_INSTRUCTIONS TO FOLLOW:_ Extract every line that contains the word "index".

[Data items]
"""
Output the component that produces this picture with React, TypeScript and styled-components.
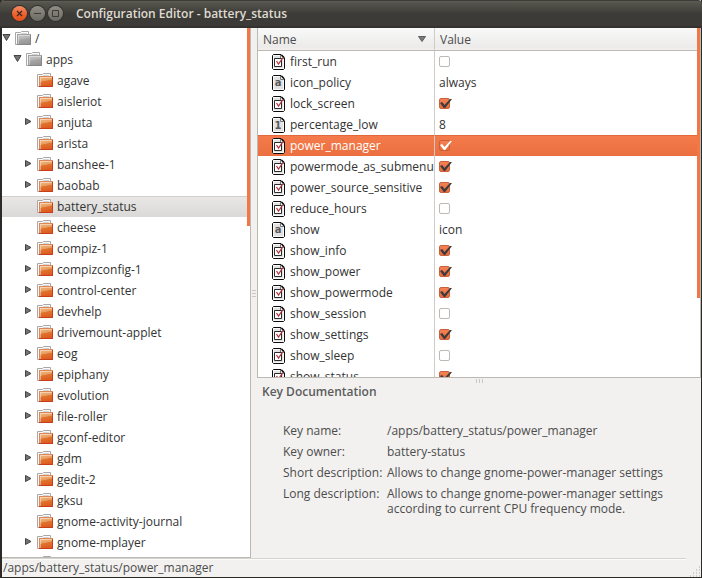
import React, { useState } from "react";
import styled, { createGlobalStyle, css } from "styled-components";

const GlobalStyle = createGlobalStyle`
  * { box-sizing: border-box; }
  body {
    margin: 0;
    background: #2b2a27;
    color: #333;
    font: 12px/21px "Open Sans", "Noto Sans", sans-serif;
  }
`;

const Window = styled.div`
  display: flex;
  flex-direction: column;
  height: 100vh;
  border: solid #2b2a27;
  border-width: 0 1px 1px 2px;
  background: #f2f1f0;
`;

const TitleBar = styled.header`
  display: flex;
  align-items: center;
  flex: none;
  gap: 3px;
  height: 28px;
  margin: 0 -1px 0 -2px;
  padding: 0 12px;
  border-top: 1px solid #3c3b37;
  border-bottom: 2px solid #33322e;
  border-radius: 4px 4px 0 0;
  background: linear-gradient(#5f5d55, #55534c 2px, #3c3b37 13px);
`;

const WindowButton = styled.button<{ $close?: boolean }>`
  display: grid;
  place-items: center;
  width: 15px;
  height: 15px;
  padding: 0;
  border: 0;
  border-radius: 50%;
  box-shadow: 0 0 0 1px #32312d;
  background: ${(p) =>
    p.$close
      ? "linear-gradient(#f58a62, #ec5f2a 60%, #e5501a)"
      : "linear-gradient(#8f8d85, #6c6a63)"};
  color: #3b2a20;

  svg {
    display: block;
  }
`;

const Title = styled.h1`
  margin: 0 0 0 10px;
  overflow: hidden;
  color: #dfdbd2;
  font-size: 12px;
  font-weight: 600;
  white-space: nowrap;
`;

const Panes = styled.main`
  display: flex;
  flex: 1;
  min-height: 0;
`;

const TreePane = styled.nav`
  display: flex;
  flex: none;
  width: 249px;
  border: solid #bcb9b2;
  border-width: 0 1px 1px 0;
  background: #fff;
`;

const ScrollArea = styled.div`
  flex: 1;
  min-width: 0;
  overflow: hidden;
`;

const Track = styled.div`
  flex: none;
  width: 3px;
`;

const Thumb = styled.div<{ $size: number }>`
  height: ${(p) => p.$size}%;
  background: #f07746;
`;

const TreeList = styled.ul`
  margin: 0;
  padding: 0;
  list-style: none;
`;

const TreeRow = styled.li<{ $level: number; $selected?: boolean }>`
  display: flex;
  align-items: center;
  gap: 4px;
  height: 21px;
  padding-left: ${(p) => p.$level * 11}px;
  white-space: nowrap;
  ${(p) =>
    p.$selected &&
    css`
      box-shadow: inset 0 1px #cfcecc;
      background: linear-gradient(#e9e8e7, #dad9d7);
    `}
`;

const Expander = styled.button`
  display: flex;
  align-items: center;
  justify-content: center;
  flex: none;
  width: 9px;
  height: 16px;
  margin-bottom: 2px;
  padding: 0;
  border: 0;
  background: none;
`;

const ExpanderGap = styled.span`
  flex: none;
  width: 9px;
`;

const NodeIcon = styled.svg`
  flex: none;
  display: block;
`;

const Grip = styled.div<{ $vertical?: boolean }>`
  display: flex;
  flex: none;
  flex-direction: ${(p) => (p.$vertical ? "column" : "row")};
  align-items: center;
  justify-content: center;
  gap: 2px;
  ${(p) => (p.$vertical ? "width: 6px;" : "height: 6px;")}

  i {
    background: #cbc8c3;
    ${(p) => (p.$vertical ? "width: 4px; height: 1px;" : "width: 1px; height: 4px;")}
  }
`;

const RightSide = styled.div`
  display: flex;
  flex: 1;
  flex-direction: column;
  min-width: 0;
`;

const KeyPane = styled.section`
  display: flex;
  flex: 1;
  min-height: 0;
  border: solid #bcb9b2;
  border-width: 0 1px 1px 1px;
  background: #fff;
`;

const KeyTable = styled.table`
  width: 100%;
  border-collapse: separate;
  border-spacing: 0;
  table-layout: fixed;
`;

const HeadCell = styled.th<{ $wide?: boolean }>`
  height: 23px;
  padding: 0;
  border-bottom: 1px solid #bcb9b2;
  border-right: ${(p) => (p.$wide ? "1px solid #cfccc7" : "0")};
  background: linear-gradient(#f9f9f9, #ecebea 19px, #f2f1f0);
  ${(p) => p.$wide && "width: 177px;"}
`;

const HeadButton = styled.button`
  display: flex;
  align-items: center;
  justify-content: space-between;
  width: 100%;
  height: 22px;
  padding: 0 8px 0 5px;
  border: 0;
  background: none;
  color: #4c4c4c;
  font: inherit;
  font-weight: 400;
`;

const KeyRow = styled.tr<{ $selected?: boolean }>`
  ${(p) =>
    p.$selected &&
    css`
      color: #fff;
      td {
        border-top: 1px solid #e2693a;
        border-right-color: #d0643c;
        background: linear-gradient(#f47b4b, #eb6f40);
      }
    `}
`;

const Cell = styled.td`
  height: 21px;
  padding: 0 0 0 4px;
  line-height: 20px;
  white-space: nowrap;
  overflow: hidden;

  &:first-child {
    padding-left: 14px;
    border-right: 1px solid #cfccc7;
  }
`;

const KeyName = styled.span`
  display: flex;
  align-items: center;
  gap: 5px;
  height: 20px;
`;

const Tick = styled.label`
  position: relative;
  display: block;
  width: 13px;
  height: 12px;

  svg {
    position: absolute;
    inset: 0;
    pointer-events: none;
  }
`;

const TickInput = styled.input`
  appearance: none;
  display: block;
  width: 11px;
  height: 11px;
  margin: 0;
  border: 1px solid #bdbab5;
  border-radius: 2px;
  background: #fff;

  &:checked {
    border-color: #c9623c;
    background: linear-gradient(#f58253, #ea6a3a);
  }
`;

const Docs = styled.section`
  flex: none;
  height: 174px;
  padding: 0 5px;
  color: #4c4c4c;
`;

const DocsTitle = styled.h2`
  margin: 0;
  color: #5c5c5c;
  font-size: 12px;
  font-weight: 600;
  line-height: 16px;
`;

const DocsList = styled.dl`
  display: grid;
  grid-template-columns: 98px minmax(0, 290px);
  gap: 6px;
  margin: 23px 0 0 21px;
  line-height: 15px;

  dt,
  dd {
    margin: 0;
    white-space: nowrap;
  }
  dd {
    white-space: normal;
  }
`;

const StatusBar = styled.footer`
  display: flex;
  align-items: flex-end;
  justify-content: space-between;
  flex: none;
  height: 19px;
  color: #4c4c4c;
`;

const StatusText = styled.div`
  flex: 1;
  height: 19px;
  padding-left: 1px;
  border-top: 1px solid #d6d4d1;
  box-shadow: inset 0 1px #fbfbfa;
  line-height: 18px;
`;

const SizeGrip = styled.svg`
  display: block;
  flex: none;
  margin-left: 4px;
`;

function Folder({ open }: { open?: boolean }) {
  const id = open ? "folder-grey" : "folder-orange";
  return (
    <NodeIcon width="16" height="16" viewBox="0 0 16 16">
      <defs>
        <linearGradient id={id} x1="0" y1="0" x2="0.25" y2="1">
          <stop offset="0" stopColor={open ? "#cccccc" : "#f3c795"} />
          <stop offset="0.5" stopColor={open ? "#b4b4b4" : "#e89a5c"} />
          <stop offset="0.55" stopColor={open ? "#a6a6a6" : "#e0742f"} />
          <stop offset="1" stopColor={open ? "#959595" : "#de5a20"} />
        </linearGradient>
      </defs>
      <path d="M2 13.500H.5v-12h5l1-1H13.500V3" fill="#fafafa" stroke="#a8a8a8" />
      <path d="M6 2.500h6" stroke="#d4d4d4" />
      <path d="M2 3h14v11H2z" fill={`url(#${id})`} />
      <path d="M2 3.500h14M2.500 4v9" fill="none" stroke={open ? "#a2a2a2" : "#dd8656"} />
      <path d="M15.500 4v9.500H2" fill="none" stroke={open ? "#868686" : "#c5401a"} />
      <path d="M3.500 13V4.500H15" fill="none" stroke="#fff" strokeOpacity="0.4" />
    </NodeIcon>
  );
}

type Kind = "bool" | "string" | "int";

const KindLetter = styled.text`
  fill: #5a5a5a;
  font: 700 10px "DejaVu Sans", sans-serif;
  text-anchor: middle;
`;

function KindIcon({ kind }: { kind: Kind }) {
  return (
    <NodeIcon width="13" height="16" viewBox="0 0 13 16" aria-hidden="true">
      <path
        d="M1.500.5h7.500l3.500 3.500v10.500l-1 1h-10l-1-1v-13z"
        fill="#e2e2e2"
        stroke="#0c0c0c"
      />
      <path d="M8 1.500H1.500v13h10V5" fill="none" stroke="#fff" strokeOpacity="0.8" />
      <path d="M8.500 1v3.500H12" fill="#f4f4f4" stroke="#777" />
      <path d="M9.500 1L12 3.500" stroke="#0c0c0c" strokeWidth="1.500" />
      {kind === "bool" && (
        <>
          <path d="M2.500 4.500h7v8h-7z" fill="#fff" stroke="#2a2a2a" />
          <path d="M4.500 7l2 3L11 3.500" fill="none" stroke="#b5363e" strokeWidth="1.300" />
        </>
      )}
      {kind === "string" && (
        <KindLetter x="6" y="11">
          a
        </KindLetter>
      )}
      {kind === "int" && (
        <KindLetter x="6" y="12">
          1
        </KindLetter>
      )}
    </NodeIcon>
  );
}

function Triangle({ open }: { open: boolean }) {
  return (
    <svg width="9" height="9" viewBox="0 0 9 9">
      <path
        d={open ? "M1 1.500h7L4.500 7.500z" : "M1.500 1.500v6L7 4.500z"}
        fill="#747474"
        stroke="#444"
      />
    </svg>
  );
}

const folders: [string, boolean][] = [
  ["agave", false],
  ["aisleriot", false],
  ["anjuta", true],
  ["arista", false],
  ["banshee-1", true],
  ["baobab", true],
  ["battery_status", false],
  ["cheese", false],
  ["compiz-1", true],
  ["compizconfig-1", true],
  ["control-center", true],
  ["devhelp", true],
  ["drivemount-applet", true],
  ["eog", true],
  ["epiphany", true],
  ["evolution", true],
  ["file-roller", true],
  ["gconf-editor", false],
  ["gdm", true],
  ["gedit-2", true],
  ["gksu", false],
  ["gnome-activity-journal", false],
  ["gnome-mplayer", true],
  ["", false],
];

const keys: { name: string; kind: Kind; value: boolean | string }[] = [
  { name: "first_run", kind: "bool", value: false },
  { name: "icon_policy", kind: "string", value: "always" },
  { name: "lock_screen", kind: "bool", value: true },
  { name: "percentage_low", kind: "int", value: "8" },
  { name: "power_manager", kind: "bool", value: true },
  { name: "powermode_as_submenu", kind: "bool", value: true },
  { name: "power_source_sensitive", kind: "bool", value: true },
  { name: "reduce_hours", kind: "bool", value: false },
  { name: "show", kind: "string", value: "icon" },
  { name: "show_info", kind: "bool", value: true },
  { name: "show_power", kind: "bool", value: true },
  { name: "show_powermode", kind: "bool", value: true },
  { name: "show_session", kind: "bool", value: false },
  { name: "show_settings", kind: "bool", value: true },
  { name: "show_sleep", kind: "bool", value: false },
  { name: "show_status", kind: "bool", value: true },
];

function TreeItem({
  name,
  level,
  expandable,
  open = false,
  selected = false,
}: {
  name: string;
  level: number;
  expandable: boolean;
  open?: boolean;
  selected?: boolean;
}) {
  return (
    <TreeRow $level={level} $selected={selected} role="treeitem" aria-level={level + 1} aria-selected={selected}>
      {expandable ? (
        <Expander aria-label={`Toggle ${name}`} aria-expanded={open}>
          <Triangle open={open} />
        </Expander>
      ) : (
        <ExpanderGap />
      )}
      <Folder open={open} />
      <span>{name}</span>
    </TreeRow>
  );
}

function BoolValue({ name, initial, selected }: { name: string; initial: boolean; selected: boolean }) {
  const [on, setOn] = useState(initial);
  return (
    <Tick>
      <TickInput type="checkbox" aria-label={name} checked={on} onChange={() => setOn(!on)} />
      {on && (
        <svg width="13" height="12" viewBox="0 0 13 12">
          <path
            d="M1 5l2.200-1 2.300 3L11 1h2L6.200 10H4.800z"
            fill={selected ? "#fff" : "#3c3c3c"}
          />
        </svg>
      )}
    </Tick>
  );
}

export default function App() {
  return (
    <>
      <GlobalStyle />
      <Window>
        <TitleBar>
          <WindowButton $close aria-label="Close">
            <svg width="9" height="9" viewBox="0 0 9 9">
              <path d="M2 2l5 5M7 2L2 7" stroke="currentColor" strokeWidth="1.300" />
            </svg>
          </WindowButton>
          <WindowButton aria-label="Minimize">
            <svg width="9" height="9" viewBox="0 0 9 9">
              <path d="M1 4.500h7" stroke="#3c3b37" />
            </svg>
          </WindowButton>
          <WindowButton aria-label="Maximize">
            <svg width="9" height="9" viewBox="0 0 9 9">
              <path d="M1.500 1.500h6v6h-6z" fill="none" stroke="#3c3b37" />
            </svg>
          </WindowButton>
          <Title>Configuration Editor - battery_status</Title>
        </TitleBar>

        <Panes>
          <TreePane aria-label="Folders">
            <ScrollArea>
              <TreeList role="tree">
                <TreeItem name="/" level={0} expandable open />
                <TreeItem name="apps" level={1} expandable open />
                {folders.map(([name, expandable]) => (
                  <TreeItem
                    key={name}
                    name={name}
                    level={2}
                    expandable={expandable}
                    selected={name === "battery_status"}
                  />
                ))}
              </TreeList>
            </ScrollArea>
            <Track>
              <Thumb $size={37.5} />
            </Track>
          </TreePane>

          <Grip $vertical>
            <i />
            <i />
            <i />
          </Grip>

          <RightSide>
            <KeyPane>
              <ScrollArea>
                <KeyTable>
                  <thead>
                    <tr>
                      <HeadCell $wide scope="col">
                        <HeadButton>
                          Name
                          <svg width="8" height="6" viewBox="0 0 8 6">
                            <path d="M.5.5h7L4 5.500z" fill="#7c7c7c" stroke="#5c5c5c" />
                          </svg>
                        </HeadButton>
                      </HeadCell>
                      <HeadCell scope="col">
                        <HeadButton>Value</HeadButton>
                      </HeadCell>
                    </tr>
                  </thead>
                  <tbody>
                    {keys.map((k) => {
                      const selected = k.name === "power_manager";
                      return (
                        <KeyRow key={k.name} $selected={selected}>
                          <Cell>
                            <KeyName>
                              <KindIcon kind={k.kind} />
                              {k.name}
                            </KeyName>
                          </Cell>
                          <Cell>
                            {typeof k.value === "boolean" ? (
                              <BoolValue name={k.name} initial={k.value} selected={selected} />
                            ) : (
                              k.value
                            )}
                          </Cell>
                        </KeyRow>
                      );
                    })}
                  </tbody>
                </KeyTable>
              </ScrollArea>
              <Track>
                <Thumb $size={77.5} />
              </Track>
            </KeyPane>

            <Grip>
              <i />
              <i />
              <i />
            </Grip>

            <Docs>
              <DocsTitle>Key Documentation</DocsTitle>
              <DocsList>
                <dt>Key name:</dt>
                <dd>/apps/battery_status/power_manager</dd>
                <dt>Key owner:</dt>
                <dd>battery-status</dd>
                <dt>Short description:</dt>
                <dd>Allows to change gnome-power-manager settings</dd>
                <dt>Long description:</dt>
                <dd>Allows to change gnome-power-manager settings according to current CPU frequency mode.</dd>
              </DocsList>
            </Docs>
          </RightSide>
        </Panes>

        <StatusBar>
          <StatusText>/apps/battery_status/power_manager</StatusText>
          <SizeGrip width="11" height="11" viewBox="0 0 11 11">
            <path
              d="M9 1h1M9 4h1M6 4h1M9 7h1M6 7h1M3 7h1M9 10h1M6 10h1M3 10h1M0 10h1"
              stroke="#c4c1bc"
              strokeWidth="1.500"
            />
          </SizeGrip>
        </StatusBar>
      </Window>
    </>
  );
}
"""
"""
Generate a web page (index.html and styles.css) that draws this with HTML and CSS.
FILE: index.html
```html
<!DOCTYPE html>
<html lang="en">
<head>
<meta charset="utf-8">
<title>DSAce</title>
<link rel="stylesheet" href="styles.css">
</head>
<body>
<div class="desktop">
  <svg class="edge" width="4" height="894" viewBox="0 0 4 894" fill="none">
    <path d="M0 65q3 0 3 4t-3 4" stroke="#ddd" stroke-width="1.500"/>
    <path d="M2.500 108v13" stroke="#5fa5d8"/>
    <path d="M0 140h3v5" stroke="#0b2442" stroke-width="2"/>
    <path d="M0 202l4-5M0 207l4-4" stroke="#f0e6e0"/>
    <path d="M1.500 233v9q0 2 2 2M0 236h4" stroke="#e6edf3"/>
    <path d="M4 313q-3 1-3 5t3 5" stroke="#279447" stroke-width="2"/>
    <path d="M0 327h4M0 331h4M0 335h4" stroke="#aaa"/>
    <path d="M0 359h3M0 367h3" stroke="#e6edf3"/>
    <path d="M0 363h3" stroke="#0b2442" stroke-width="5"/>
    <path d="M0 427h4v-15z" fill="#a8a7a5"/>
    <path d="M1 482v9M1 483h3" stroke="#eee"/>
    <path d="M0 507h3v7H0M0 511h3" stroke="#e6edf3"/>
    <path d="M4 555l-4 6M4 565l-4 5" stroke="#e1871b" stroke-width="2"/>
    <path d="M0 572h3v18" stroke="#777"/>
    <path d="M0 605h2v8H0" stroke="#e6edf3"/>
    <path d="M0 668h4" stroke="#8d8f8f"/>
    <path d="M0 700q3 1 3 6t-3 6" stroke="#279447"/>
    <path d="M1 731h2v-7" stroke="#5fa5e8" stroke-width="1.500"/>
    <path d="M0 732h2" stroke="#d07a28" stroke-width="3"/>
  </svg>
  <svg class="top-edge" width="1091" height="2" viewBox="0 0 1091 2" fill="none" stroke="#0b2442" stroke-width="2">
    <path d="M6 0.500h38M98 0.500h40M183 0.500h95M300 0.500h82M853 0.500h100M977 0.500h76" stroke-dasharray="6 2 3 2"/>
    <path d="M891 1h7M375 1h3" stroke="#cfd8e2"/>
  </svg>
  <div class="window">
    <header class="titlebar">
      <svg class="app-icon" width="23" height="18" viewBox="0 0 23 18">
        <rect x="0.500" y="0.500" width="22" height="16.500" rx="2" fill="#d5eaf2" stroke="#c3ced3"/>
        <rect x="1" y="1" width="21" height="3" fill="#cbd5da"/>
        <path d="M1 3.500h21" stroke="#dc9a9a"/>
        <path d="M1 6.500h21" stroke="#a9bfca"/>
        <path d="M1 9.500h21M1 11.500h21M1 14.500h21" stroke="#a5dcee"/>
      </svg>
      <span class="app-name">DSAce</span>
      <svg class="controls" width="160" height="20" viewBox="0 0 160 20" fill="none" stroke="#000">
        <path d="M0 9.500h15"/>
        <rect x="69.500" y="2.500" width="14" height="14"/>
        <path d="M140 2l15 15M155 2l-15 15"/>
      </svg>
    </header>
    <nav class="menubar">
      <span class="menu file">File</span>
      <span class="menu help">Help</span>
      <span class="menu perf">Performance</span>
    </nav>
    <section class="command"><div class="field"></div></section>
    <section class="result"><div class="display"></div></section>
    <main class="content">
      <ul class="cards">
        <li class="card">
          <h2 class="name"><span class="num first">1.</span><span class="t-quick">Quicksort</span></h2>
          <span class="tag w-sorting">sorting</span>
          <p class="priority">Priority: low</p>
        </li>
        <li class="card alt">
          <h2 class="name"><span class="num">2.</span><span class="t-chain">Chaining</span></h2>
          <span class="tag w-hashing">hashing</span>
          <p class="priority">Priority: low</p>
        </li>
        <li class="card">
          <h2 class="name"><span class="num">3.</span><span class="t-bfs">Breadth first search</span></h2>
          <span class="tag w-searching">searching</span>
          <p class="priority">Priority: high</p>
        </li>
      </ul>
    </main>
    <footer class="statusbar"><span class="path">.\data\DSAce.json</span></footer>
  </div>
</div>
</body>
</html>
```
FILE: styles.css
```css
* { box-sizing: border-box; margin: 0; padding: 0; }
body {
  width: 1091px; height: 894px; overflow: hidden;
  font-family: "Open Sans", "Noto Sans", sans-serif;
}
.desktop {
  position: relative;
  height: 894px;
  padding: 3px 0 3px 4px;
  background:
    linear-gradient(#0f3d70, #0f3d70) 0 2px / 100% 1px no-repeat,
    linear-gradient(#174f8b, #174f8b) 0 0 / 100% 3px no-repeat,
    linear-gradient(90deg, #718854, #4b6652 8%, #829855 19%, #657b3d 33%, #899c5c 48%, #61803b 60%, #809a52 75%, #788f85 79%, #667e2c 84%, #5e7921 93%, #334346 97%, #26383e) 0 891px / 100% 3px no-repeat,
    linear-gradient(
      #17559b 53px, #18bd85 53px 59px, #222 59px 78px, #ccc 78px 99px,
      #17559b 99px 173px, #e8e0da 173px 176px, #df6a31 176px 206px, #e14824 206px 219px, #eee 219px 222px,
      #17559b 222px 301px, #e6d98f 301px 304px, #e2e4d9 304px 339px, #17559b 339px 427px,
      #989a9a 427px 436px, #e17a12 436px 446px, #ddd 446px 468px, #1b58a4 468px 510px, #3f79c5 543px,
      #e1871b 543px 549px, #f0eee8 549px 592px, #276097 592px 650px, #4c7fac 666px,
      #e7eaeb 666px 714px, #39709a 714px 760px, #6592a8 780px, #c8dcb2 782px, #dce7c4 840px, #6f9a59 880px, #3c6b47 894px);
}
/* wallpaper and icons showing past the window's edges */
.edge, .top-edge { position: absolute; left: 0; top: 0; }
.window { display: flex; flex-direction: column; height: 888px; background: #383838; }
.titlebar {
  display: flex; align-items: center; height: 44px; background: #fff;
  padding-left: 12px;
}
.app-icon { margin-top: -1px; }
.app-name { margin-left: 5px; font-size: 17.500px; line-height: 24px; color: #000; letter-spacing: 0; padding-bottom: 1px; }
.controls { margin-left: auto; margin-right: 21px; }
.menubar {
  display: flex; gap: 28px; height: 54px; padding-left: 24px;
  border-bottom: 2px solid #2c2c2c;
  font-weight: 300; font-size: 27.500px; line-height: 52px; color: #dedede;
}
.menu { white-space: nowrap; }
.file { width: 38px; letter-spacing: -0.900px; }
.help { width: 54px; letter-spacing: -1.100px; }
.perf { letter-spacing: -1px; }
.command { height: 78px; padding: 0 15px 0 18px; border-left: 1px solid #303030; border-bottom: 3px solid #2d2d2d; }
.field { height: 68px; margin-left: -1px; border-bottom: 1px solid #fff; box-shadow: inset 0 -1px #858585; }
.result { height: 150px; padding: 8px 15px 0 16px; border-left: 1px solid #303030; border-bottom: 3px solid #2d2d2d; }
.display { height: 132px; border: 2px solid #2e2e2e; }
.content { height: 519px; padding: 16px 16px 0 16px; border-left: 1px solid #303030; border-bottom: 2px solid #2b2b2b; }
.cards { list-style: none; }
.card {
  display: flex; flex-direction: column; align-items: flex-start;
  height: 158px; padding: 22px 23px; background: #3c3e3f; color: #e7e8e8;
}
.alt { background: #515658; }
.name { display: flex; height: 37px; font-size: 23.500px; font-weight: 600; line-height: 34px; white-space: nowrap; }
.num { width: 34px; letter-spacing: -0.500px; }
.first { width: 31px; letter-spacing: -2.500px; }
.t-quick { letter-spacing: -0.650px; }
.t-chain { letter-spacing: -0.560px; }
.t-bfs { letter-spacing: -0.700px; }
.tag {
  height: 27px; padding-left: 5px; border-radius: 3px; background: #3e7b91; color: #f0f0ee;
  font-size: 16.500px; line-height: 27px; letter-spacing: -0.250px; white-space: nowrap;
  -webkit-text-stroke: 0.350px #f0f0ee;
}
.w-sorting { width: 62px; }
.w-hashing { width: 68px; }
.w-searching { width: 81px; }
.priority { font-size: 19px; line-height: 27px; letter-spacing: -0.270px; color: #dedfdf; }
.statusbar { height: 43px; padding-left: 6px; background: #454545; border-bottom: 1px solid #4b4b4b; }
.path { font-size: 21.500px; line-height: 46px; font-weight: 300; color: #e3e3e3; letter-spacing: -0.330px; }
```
"""
_TASK RESPONSE:_
Generate a web page (index.html and styles.css) that draws this with HTML and CSS.
FILE: index.html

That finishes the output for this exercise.